We show that while on aggregate infrastructure has a lower volatility than its public counterparts, there have also been multiple cases of infrastructure companies going bankrupt or face significant write downs. Robust data enables an investor to be aware of these risks and, more importantly, manage them in a timely manner. As long as fair value and risk are not properly measured, UK DB plans will continue to either not invest in infrastructure or fail to invest wisely and face the consequences of not managing the risks, as the recent episode of the multi-billion-pound loss faced by Thames Water investors some of which are UK pension plans, illustrates.

With poor quality data, UK DB plans also face the risk of mistreatment of pension rights. The annuity guarantees or lump sum calculations based on incorrect data can lead to an unfair valuation of pension rights and distort the benefits received by the pensioners. In the same way, fair valuation of all private assets, including infrastructure, is an important issue in the area of pension fund consolidations or buy-outs.
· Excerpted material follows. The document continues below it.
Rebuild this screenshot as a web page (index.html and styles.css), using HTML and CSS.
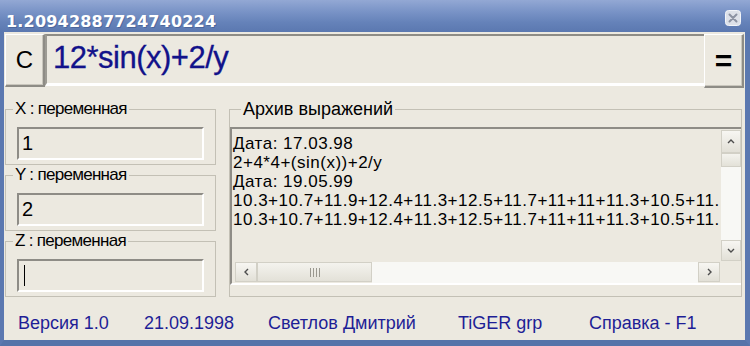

However, in recent years, there have been major advancements in the quality of the data available to the investors and regulators. As a result, it is possible to do much better both in terms of valuations, but also financial and climate risk measurements. Robust data will also allow a fair consolidation of funds which won’t depend on the methodological choices used by the individual funds.

We therefore think that there is now nothing to prevent the adoption of serious infrastructure valuation practices that use the right “comparables” to estimate the risk premium and therefore the right discount rates to use in infrastructure valuation. In the same way, relevant market indices for this class of investment enable pension fund capital to be allocated efficiently and the risk of this allocation to be managed.

In this context, it seems important to us that The Pensions Regulator should set up best practice rules and require pension funds to show that they have a serious investment process for this asset class, which should not remain marginal in institutional investors’ allocations due to its macro and microeconomic benefits.